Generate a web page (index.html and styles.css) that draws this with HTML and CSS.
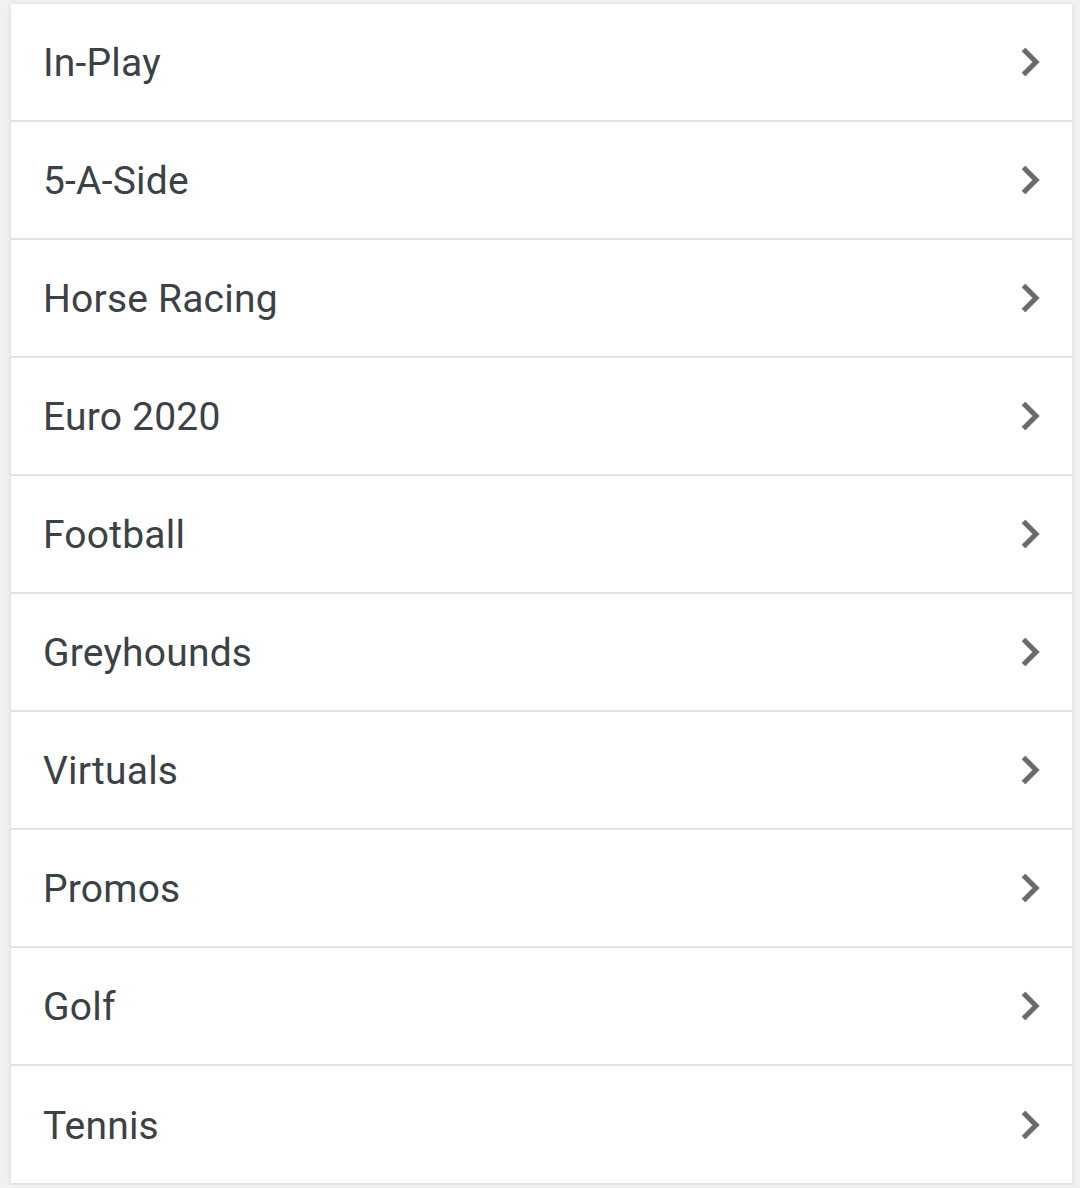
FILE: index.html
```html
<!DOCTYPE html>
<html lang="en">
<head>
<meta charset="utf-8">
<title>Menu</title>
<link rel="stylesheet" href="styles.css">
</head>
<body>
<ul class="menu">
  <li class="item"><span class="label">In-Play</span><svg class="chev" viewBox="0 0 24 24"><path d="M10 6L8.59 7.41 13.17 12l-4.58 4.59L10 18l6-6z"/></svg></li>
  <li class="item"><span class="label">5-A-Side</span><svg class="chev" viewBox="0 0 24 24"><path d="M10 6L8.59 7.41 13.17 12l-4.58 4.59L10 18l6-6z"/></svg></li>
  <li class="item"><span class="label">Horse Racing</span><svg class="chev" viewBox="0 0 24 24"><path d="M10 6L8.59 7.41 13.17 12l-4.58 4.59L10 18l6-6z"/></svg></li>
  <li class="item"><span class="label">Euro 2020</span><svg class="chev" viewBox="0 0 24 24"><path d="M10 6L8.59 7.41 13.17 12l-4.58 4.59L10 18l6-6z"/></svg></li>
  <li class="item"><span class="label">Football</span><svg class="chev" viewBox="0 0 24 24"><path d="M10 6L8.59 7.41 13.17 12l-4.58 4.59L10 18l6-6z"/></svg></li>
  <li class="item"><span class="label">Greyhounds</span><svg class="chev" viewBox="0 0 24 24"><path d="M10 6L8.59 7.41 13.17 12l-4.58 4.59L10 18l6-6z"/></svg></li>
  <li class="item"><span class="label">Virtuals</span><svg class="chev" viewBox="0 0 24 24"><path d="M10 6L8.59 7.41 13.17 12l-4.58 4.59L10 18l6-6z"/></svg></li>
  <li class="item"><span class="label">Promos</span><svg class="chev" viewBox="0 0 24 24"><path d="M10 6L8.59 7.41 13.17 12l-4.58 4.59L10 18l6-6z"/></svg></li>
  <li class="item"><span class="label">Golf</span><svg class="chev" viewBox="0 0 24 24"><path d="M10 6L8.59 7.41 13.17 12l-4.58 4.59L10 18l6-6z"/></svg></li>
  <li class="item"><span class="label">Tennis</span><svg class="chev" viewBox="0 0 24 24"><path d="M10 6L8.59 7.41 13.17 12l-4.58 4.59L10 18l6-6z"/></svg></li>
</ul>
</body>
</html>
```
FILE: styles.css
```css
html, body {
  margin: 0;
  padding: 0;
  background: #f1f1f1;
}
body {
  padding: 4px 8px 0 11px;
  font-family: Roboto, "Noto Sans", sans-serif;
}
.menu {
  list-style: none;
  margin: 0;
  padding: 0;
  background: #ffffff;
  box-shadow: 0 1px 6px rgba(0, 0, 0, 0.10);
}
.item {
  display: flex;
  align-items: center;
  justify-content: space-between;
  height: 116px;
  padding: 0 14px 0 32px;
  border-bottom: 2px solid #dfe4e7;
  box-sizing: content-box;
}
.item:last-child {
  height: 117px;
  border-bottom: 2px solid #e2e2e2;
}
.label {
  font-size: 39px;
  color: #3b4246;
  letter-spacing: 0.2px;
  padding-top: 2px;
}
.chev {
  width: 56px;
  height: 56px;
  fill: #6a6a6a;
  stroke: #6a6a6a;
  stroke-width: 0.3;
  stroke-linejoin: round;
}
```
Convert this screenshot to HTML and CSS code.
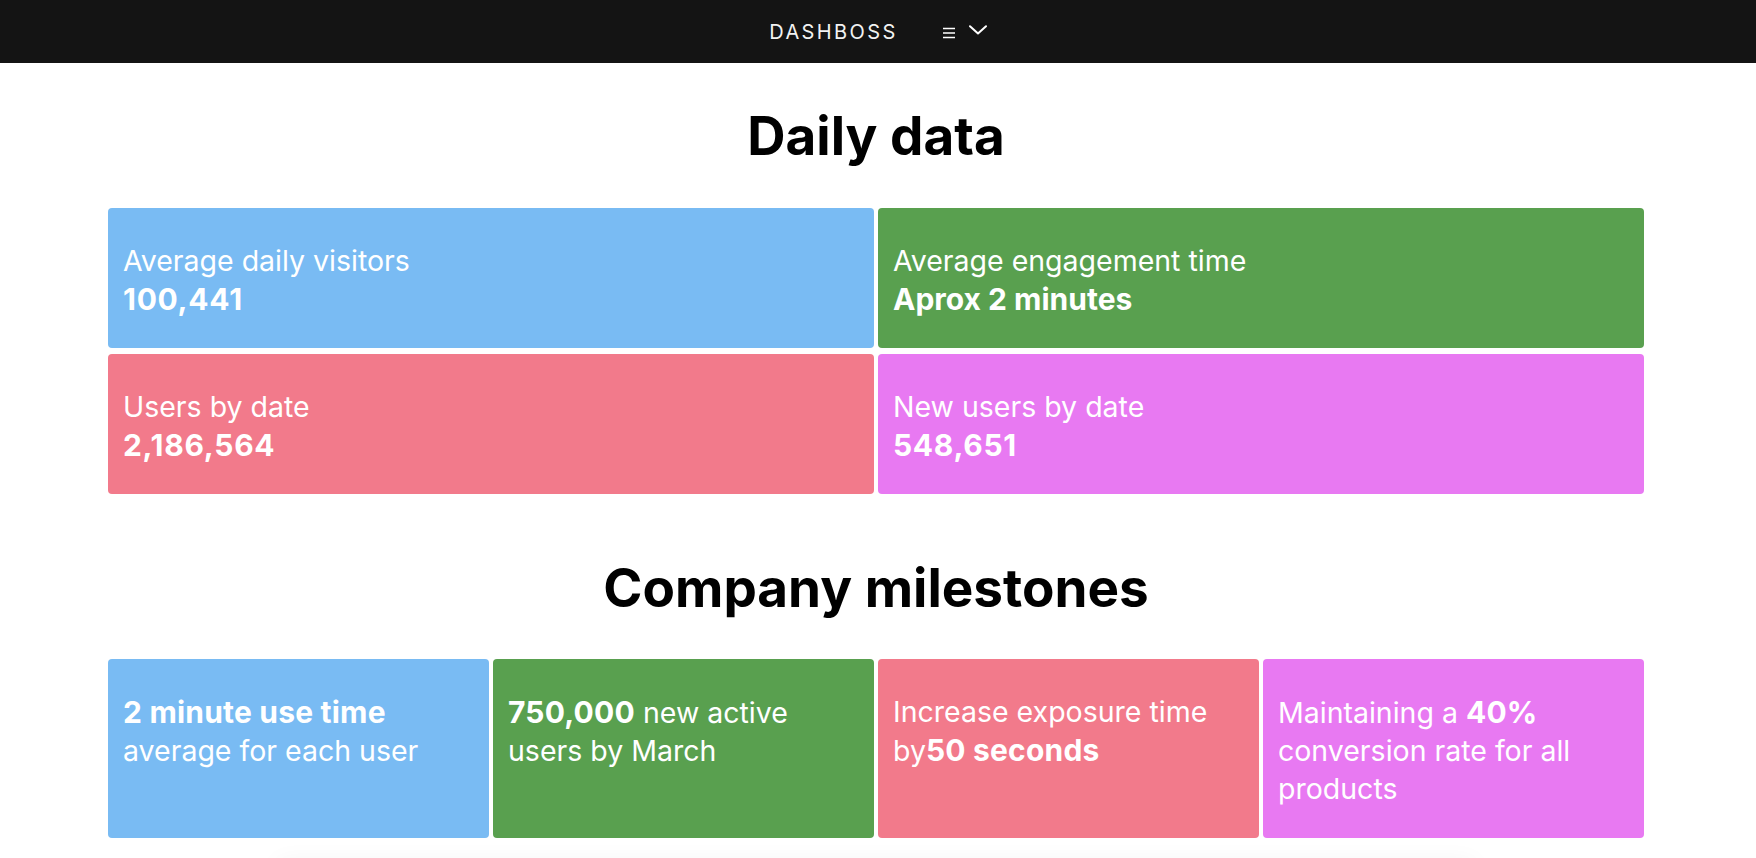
.....
Return the records exactly. Don't carry the pictures over.

Exercise response:
Generate a web page (index.html and styles.css) that draws this with HTML and CSS.
FILE: index.html
```html
<!DOCTYPE html>
<html lang="en">
<head>
<meta charset="utf-8">
<title>Menu</title>
<link rel="stylesheet" href="styles.css">
</head>
<body>
<ul class="menu">
  <li class="item"><span class="label">In-Play</span><svg class="chev" viewBox="0 0 24 24"><path d="M10 6L8.59 7.41 13.17 12l-4.58 4.59L10 18l6-6z"/></svg></li>
  <li class="item"><span class="label">5-A-Side</span><svg class="chev" viewBox="0 0 24 24"><path d="M10 6L8.59 7.41 13.17 12l-4.58 4.59L10 18l6-6z"/></svg></li>
  <li class="item"><span class="label">Horse Racing</span><svg class="chev" viewBox="0 0 24 24"><path d="M10 6L8.59 7.41 13.17 12l-4.58 4.59L10 18l6-6z"/></svg></li>
  <li class="item"><span class="label">Euro 2020</span><svg class="chev" viewBox="0 0 24 24"><path d="M10 6L8.59 7.41 13.17 12l-4.58 4.59L10 18l6-6z"/></svg></li>
  <li class="item"><span class="label">Football</span><svg class="chev" viewBox="0 0 24 24"><path d="M10 6L8.59 7.41 13.17 12l-4.58 4.59L10 18l6-6z"/></svg></li>
  <li class="item"><span class="label">Greyhounds</span><svg class="chev" viewBox="0 0 24 24"><path d="M10 6L8.59 7.41 13.17 12l-4.58 4.59L10 18l6-6z"/></svg></li>
  <li class="item"><span class="label">Virtuals</span><svg class="chev" viewBox="0 0 24 24"><path d="M10 6L8.59 7.41 13.17 12l-4.58 4.59L10 18l6-6z"/></svg></li>
  <li class="item"><span class="label">Promos</span><svg class="chev" viewBox="0 0 24 24"><path d="M10 6L8.59 7.41 13.17 12l-4.58 4.59L10 18l6-6z"/></svg></li>
  <li class="item"><span class="label">Golf</span><svg class="chev" viewBox="0 0 24 24"><path d="M10 6L8.59 7.41 13.17 12l-4.58 4.59L10 18l6-6z"/></svg></li>
  <li class="item"><span class="label">Tennis</span><svg class="chev" viewBox="0 0 24 24"><path d="M10 6L8.59 7.41 13.17 12l-4.58 4.59L10 18l6-6z"/></svg></li>
</ul>
</body>
</html>
```
FILE: styles.css
```css
html, body {
  margin: 0;
  padding: 0;
  background: #f1f1f1;
}
body {
  padding: 4px 8px 0 11px;
  font-family: Roboto, "Noto Sans", sans-serif;
}
.menu {
  list-style: none;
  margin: 0;
  padding: 0;
  background: #ffffff;
  box-shadow: 0 1px 6px rgba(0, 0, 0, 0.10);
}
.item {
  display: flex;
  align-items: center;
  justify-content: space-between;
  height: 116px;
  padding: 0 14px 0 32px;
  border-bottom: 2px solid #dfe4e7;
  box-sizing: content-box;
}
.item:last-child {
  height: 117px;
  border-bottom: 2px solid #e2e2e2;
}
.label {
  font-size: 39px;
  color: #3b4246;
  letter-spacing: 0.2px;
  padding-top: 2px;
}
.chev {
  width: 56px;
  height: 56px;
  fill: #6a6a6a;
  stroke: #6a6a6a;
  stroke-width: 0.3;
  stroke-linejoin: round;
}
```
Convert this screenshot to HTML and CSS code.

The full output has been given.